Before we can truly commit ourselves to negotiations, there are a number of potential problems we must solve at home. One such problem is the assumptions we assign to talking with the Taliban. A number of human rights groups, such as Amnesty International, frame this as a binary choice: negotiate with the Taliban, or protect the rights of women. But the idea of negotiating with the Taliban is not directly related to the plight of Afghanistan’s women — there’s no reason to assume that women’s rights would be cast aside as a prerequisite to the talks. If anything, this could be an opportunity to place women’s rights within the larger negotiating agenda. However, that would require both the U.S. and the Taliban to order their priorities and decide how to weigh women’s rights among the other issues that would be discussed in the course of a negotiated settlement. That’s not an easy thing to do, but with violence against women still ongoing in Afghanistan, the best course for ending such human rights abuses may be the same course for ending the war itself: negotiation.
What could also complicate American willingness to engage in peace talks is the hard fact that, ultimately, we are not the lead party. This is between Afghans: the Taliban and Hamid Karzai’s government. Any negotiations process must be endorsed, but not driven by, the United States in order to work. The U.S. cannot and should not exert too much influence over the details of any deal, or it will risk undermining the popular authority of the agreement with the Afghan people — including the lower ranks of the Taliban.. The U.S. taking a secondary role in the negotiations is going to make them far less attractive to already wary Americans.
Within the Afghan government itself, there is a growing disagreement over the necessity of peace talks — driven, at least in part, by the unintentional disenfranchisement of Pashtuns in the Parliamentary elections, which put far more Tajiks and Hazaras in the Wolesi Jirga than there would have been in an open election.
But, in Afghanistan, at least there is a national conversation — a public debate over the merits and pitfalls of a negotiated settlement with the Taliban. In the U.S., there is near-silence. Congressmen from Left and Right have voiced their opposition to the war, but there is almost no discussion of what to do with the other party to that war. Even then, merely contemplating an end to our mission there inspires derision among the political class more than it does sober contemplation.

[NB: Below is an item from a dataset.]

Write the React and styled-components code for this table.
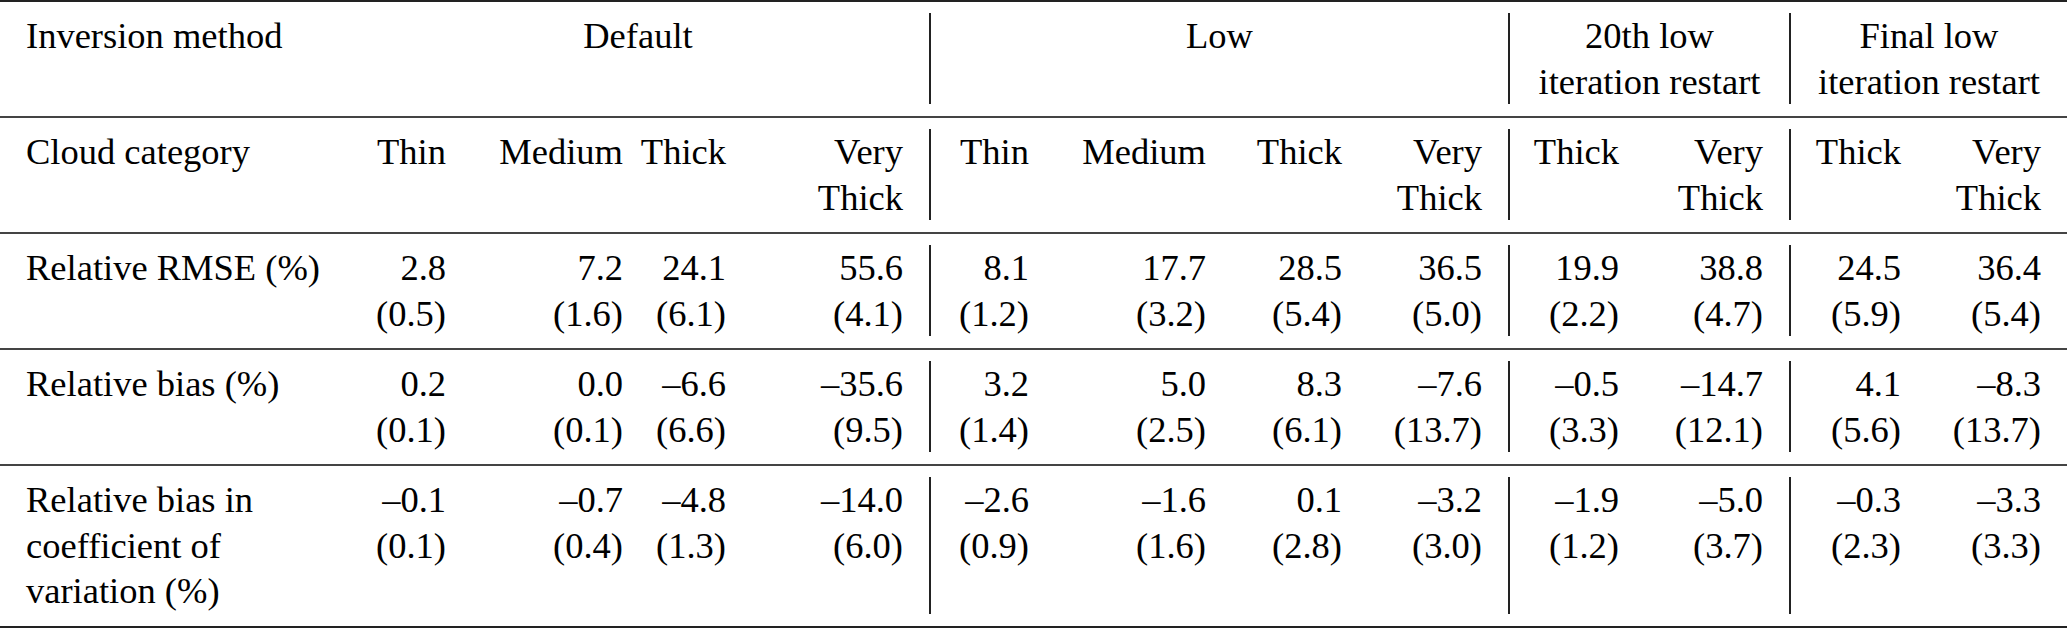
import React from 'react';
import styled, { createGlobalStyle } from 'styled-components';

// column widths in px, 13 columns: label + 4 Default + 4 Low + 2 + 2
const columns = [347, 125, 177, 103, 177, 126, 177, 136, 140, 137, 144, 138, 140];
// columns that start a new group and carry a vertical rule on the left
const dividers = [5, 9, 11];

const serifStack =
  '"Liberation Serif", "Times New Roman", Tinos, "Nimbus Roman", "TeX Gyre Termes", "Noto Serif", "DejaVu Serif", FreeSerif, serif';

const groups = [
  { label: ['Default'], span: 4, divider: false },
  { label: ['Low'], span: 4, divider: true },
  { label: ['20th low', 'iteration restart'], span: 2, divider: true },
  { label: ['Final low', 'iteration restart'], span: 2, divider: true },
];

const categories = [
  ['Thin'], ['Medium'], ['Thick'], ['Very', 'Thick'],
  ['Thin'], ['Medium'], ['Thick'], ['Very', 'Thick'],
  ['Thick'], ['Very', 'Thick'],
  ['Thick'], ['Very', 'Thick'],
];

const rows = [
  {
    label: ['Relative RMSE (%)'],
    values: [
      ['2.8', '(0.5)'], ['7.2', '(1.6)'], ['24.1', '(6.1)'], ['55.6', '(4.1)'],
      ['8.1', '(1.2)'], ['17.7', '(3.2)'], ['28.5', '(5.4)'], ['36.5', '(5.0)'],
      ['19.9', '(2.2)'], ['38.8', '(4.7)'],
      ['24.5', '(5.9)'], ['36.4', '(5.4)'],
    ],
  },
  {
    label: ['Relative bias (%)'],
    values: [
      ['0.2', '(0.1)'], ['0.0', '(0.1)'], ['–6.6', '(6.6)'], ['–35.6', '(9.5)'],
      ['3.2', '(1.4)'], ['5.0', '(2.5)'], ['8.3', '(6.1)'], ['–7.6', '(13.7)'],
      ['–0.5', '(3.3)'], ['–14.7', '(12.1)'],
      ['4.1', '(5.6)'], ['–8.3', '(13.7)'],
    ],
  },
  {
    label: ['Relative bias in', 'coefficient of', 'variation (%)'],
    values: [
      ['–0.1', '(0.1)'], ['–0.7', '(0.4)'], ['–4.8', '(1.3)'], ['–14.0', '(6.0)'],
      ['–2.6', '(0.9)'], ['–1.6', '(1.6)'], ['0.1', '(2.8)'], ['–3.2', '(3.0)'],
      ['–1.9', '(1.2)'], ['–5.0', '(3.7)'],
      ['–0.3', '(2.3)'], ['–3.3', '(3.3)'],
    ],
    last: true,
  },
];

const Lines = ({ lines }) => lines.map((line) => <Line key={line}>{line}</Line>);

const App = () => (
  <>
    <GlobalStyle />
    <Table>
      <Cell>
        <Inner $align="start">
          <Lines lines={['Inversion method']} />
        </Inner>
      </Cell>
      {groups.map((g) => (
        <Cell key={g.label[0]} $span={g.span}>
          <Inner $align="center" $divider={g.divider}>
            <Lines lines={g.label} />
          </Inner>
        </Cell>
      ))}

      <Cell>
        <Inner $align="start">
          <Lines lines={['Cloud category']} />
        </Inner>
      </Cell>
      {categories.map((c, i) => (
        <Cell key={`cat-${i}`}>
          <Inner $align="end" $divider={dividers.includes(i + 1)}>
            <Lines lines={c} />
          </Inner>
        </Cell>
      ))}

      {rows.map((row) => (
        <React.Fragment key={row.label[0]}>
          <Cell $last={row.last}>
            <Inner $align="start">
              <Lines lines={row.label} />
            </Inner>
          </Cell>
          {row.values.map((v, i) => (
            <Cell key={`${row.label[0]}-${i}`} $last={row.last}>
              <Inner $align="end" $divider={dividers.includes(i + 1)}>
                <Lines lines={v} />
              </Inner>
            </Cell>
          ))}
        </React.Fragment>
      ))}
    </Table>
  </>
);

export default App;

const GlobalStyle = createGlobalStyle`
  html, body {
    margin: 0;
    padding: 0;
    background: #ffffff;
  }
  body {
    font-family: ${serifStack};
    color: #000;
  }
`;

const Table = styled.div`
  display: grid;
  grid-template-columns: ${columns.map((w) => `${w}px`).join(' ')};
  width: 2067px;
  border-top: 2px solid #222;
  font-family: ${serifStack};
  font-size: 36.5px;
  line-height: 45.5px;
`;

const Cell = styled.div`
  grid-column: span ${(p) => p.$span || 1};
  display: flex;
  min-width: 0;
  padding: 11px 0 12px;
  border-bottom: ${(p) => (p.$last ? '3px solid #222' : '2px solid #444')};
`;

const alignMap = { start: 'flex-start', center: 'center', end: 'flex-end' };
const padMap = { start: '0 0 0 26px', center: '0 26px', end: '0 26px 0 0' };

const Inner = styled.div`
  flex: 1;
  min-width: 0;
  display: flex;
  flex-direction: column;
  align-items: ${(p) => alignMap[p.$align]};
  padding: ${(p) => padMap[p.$align]};
  border-left: ${(p) => (p.$divider ? '2px solid #222' : 'none')};
`;

const Line = styled.span`
  display: block;
  white-space: nowrap;
`;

The language we in the U.S. use to discuss what comes next in the Afghan war, the way we talk and think about how it could end, leave little room for a negotiated settlement, a context in which victory and defeat are not particularly useful or explanatory ideas. If we can successfully transition our thinking about Afghanistan from winning a war to managing a problem, a whole new realm of political and strategic opportunities would open up. But that’s a major cognitive shift and no easy thing to do after a decade of framing the war against the Taliban as one of absolute good versus evil, in which only total and decisive victory would be acceptable.
Public discussions in the U.S. about the war tend to focus only on the military aspect of what happens after the planned 2014 troop drawdown. But there will have to be political transition as well, in which the Taliban, whether we like it or not, as a politically relevant Afghan group, will have to play a role. But the politics of Afghanistan, and of our involvement there, remain surprisingly absent from out public debate over the war. Only last week, when General Petraeus visited Washington to give Congress a progress report on the war, the talk focused almost entirely on the military aspects. Petraeus, as well as Under Secretary of Defense for Policy Michelle Flournoy, who also testified, spoke of political matters on briefly and as secondary the military mission. That doesn’t mean that Petraeus and the Pentagon are ignorant of the political aspect of the war or its importance. But what they chose to discuss and not discuss provides a telling indication that, even at the highest levels, our national conversation about the war gives little attention to the importance of its political elements. But it’s exactly those elements that will matter most in negotiating with the Taliban — an inherently political proposition.
The political discussion and the Taliban’s place in that discussion are vital to the war effort: they will determine whether the fighting drags on into infinity, as many worry, or if there we can pursue a less-than-total-victory outcome that, though imperfect, nevertheless accomplishes some of our goals in Afghanistan and allows us some way out. We in the U.S. desperately need to have our own political discussion, talking about talks, before we will be ready to engage with the Taliban. And better to have it now, while we still have power and troops and influence in Afghanistan and can affect the eventual outcome, rather than in 2014, when we will have all the disadvantages with no strengths.